--- Given information ---

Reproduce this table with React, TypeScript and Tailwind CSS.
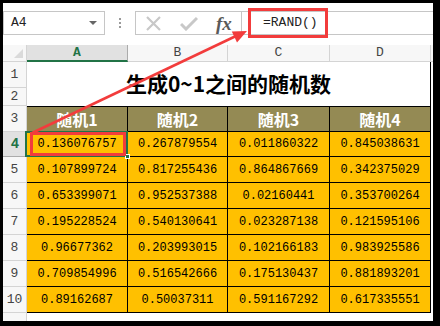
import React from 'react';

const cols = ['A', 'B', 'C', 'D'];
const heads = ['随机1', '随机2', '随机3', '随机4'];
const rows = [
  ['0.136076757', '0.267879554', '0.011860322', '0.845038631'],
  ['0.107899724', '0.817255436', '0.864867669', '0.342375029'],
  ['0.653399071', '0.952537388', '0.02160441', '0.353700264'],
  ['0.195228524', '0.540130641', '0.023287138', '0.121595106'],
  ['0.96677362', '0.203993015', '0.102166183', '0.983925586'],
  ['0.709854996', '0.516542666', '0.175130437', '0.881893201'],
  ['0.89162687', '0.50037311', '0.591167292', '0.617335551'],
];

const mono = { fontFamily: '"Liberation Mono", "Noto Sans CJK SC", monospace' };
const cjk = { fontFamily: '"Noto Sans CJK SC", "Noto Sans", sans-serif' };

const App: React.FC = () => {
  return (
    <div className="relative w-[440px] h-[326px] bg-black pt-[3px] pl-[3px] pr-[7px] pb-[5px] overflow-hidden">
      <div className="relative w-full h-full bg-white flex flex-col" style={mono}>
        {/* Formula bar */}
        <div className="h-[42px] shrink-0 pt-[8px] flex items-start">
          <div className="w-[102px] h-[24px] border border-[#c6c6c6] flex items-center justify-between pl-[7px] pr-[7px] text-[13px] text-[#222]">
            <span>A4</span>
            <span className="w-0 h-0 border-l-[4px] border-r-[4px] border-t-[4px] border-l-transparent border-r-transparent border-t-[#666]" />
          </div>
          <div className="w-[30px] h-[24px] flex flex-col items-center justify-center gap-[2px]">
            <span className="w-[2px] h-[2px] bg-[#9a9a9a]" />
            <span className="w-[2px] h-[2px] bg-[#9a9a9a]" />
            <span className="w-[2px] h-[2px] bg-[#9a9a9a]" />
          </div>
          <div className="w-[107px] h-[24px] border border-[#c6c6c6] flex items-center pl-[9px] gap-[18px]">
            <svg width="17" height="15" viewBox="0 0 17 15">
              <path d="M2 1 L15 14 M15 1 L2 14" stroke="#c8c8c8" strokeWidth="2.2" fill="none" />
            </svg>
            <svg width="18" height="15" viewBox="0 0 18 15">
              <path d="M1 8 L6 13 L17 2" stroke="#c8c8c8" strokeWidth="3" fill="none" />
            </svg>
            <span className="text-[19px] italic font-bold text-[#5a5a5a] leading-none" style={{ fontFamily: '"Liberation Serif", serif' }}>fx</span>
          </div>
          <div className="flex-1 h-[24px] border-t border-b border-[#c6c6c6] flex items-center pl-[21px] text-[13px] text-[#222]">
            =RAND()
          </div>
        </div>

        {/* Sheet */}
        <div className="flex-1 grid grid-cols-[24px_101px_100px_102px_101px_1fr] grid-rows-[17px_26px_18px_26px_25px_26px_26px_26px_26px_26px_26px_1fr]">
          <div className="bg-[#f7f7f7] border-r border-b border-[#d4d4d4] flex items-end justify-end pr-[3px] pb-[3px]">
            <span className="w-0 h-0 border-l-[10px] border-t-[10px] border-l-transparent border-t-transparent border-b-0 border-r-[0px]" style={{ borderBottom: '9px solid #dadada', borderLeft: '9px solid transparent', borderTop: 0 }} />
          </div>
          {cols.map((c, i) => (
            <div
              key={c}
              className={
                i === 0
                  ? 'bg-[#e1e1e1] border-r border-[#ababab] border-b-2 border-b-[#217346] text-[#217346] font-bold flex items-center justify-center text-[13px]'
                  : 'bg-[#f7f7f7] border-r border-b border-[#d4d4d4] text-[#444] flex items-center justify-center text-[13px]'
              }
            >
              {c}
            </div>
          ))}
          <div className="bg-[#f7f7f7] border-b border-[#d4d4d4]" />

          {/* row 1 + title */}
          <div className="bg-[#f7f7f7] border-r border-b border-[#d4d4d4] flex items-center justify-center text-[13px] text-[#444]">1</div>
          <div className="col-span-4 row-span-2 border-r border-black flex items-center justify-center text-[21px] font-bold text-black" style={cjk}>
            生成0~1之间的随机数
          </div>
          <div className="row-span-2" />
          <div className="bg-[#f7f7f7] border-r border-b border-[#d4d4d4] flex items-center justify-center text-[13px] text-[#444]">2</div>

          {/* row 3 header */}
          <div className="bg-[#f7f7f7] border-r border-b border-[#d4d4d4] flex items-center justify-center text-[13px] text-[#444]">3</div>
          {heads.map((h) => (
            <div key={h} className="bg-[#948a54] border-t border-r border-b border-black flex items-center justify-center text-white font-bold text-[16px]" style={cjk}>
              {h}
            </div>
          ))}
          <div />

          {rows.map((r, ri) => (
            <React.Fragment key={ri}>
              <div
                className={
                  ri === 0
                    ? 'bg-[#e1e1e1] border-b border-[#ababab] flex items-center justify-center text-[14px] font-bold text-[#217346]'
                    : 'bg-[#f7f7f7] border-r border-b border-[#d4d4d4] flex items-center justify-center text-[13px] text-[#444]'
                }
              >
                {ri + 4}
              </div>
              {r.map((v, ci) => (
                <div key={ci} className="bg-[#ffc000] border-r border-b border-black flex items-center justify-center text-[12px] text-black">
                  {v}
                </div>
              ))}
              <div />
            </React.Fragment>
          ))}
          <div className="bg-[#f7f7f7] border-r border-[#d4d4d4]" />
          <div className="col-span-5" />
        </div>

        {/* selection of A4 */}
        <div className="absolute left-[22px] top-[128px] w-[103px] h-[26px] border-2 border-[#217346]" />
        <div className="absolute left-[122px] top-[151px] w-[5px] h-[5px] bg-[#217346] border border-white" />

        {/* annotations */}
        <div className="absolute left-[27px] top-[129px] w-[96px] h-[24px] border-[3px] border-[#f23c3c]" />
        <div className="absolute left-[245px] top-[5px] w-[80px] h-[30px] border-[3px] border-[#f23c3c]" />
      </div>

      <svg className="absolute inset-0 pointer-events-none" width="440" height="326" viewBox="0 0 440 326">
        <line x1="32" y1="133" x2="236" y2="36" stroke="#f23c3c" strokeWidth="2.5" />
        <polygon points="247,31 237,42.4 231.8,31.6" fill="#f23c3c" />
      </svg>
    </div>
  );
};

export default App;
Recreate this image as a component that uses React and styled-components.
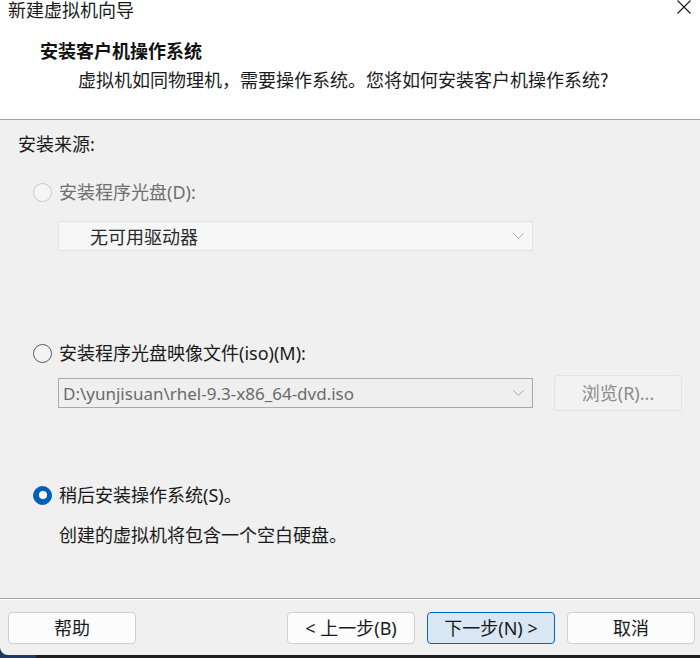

---

## Short exercise
Exclude all images and restate the records above word for word.

## Solution
Reproduce this table with React, TypeScript and Tailwind CSS.
import React from 'react';

const cols = ['A', 'B', 'C', 'D'];
const heads = ['随机1', '随机2', '随机3', '随机4'];
const rows = [
  ['0.136076757', '0.267879554', '0.011860322', '0.845038631'],
  ['0.107899724', '0.817255436', '0.864867669', '0.342375029'],
  ['0.653399071', '0.952537388', '0.02160441', '0.353700264'],
  ['0.195228524', '0.540130641', '0.023287138', '0.121595106'],
  ['0.96677362', '0.203993015', '0.102166183', '0.983925586'],
  ['0.709854996', '0.516542666', '0.175130437', '0.881893201'],
  ['0.89162687', '0.50037311', '0.591167292', '0.617335551'],
];

const mono = { fontFamily: '"Liberation Mono", "Noto Sans CJK SC", monospace' };
const cjk = { fontFamily: '"Noto Sans CJK SC", "Noto Sans", sans-serif' };

const App: React.FC = () => {
  return (
    <div className="relative w-[440px] h-[326px] bg-black pt-[3px] pl-[3px] pr-[7px] pb-[5px] overflow-hidden">
      <div className="relative w-full h-full bg-white flex flex-col" style={mono}>
        {/* Formula bar */}
        <div className="h-[42px] shrink-0 pt-[8px] flex items-start">
          <div className="w-[102px] h-[24px] border border-[#c6c6c6] flex items-center justify-between pl-[7px] pr-[7px] text-[13px] text-[#222]">
            <span>A4</span>
            <span className="w-0 h-0 border-l-[4px] border-r-[4px] border-t-[4px] border-l-transparent border-r-transparent border-t-[#666]" />
          </div>
          <div className="w-[30px] h-[24px] flex flex-col items-center justify-center gap-[2px]">
            <span className="w-[2px] h-[2px] bg-[#9a9a9a]" />
            <span className="w-[2px] h-[2px] bg-[#9a9a9a]" />
            <span className="w-[2px] h-[2px] bg-[#9a9a9a]" />
          </div>
          <div className="w-[107px] h-[24px] border border-[#c6c6c6] flex items-center pl-[9px] gap-[18px]">
            <svg width="17" height="15" viewBox="0 0 17 15">
              <path d="M2 1 L15 14 M15 1 L2 14" stroke="#c8c8c8" strokeWidth="2.2" fill="none" />
            </svg>
            <svg width="18" height="15" viewBox="0 0 18 15">
              <path d="M1 8 L6 13 L17 2" stroke="#c8c8c8" strokeWidth="3" fill="none" />
            </svg>
            <span className="text-[19px] italic font-bold text-[#5a5a5a] leading-none" style={{ fontFamily: '"Liberation Serif", serif' }}>fx</span>
          </div>
          <div className="flex-1 h-[24px] border-t border-b border-[#c6c6c6] flex items-center pl-[21px] text-[13px] text-[#222]">
            =RAND()
          </div>
        </div>

        {/* Sheet */}
        <div className="flex-1 grid grid-cols-[24px_101px_100px_102px_101px_1fr] grid-rows-[17px_26px_18px_26px_25px_26px_26px_26px_26px_26px_26px_1fr]">
          <div className="bg-[#f7f7f7] border-r border-b border-[#d4d4d4] flex items-end justify-end pr-[3px] pb-[3px]">
            <span className="w-0 h-0 border-l-[10px] border-t-[10px] border-l-transparent border-t-transparent border-b-0 border-r-[0px]" style={{ borderBottom: '9px solid #dadada', borderLeft: '9px solid transparent', borderTop: 0 }} />
          </div>
          {cols.map((c, i) => (
            <div
              key={c}
              className={
                i === 0
                  ? 'bg-[#e1e1e1] border-r border-[#ababab] border-b-2 border-b-[#217346] text-[#217346] font-bold flex items-center justify-center text-[13px]'
                  : 'bg-[#f7f7f7] border-r border-b border-[#d4d4d4] text-[#444] flex items-center justify-center text-[13px]'
              }
            >
              {c}
            </div>
          ))}
          <div className="bg-[#f7f7f7] border-b border-[#d4d4d4]" />

          {/* row 1 + title */}
          <div className="bg-[#f7f7f7] border-r border-b border-[#d4d4d4] flex items-center justify-center text-[13px] text-[#444]">1</div>
          <div className="col-span-4 row-span-2 border-r border-black flex items-center justify-center text-[21px] font-bold text-black" style={cjk}>
            生成0~1之间的随机数
          </div>
          <div className="row-span-2" />
          <div className="bg-[#f7f7f7] border-r border-b border-[#d4d4d4] flex items-center justify-center text-[13px] text-[#444]">2</div>

          {/* row 3 header */}
          <div className="bg-[#f7f7f7] border-r border-b border-[#d4d4d4] flex items-center justify-center text-[13px] text-[#444]">3</div>
          {heads.map((h) => (
            <div key={h} className="bg-[#948a54] border-t border-r border-b border-black flex items-center justify-center text-white font-bold text-[16px]" style={cjk}>
              {h}
            </div>
          ))}
          <div />

          {rows.map((r, ri) => (
            <React.Fragment key={ri}>
              <div
                className={
                  ri === 0
                    ? 'bg-[#e1e1e1] border-b border-[#ababab] flex items-center justify-center text-[14px] font-bold text-[#217346]'
                    : 'bg-[#f7f7f7] border-r border-b border-[#d4d4d4] flex items-center justify-center text-[13px] text-[#444]'
                }
              >
                {ri + 4}
              </div>
              {r.map((v, ci) => (
                <div key={ci} className="bg-[#ffc000] border-r border-b border-black flex items-center justify-center text-[12px] text-black">
                  {v}
                </div>
              ))}
              <div />
            </React.Fragment>
          ))}
          <div className="bg-[#f7f7f7] border-r border-[#d4d4d4]" />
          <div className="col-span-5" />
        </div>

        {/* selection of A4 */}
        <div className="absolute left-[22px] top-[128px] w-[103px] h-[26px] border-2 border-[#217346]" />
        <div className="absolute left-[122px] top-[151px] w-[5px] h-[5px] bg-[#217346] border border-white" />

        {/* annotations */}
        <div className="absolute left-[27px] top-[129px] w-[96px] h-[24px] border-[3px] border-[#f23c3c]" />
        <div className="absolute left-[245px] top-[5px] w-[80px] h-[30px] border-[3px] border-[#f23c3c]" />
      </div>

      <svg className="absolute inset-0 pointer-events-none" width="440" height="326" viewBox="0 0 440 326">
        <line x1="32" y1="133" x2="236" y2="36" stroke="#f23c3c" strokeWidth="2.5" />
        <polygon points="247,31 237,42.4 231.8,31.6" fill="#f23c3c" />
      </svg>
    </div>
  );
};

export default App;
Recreate this image as a component that uses React and styled-components.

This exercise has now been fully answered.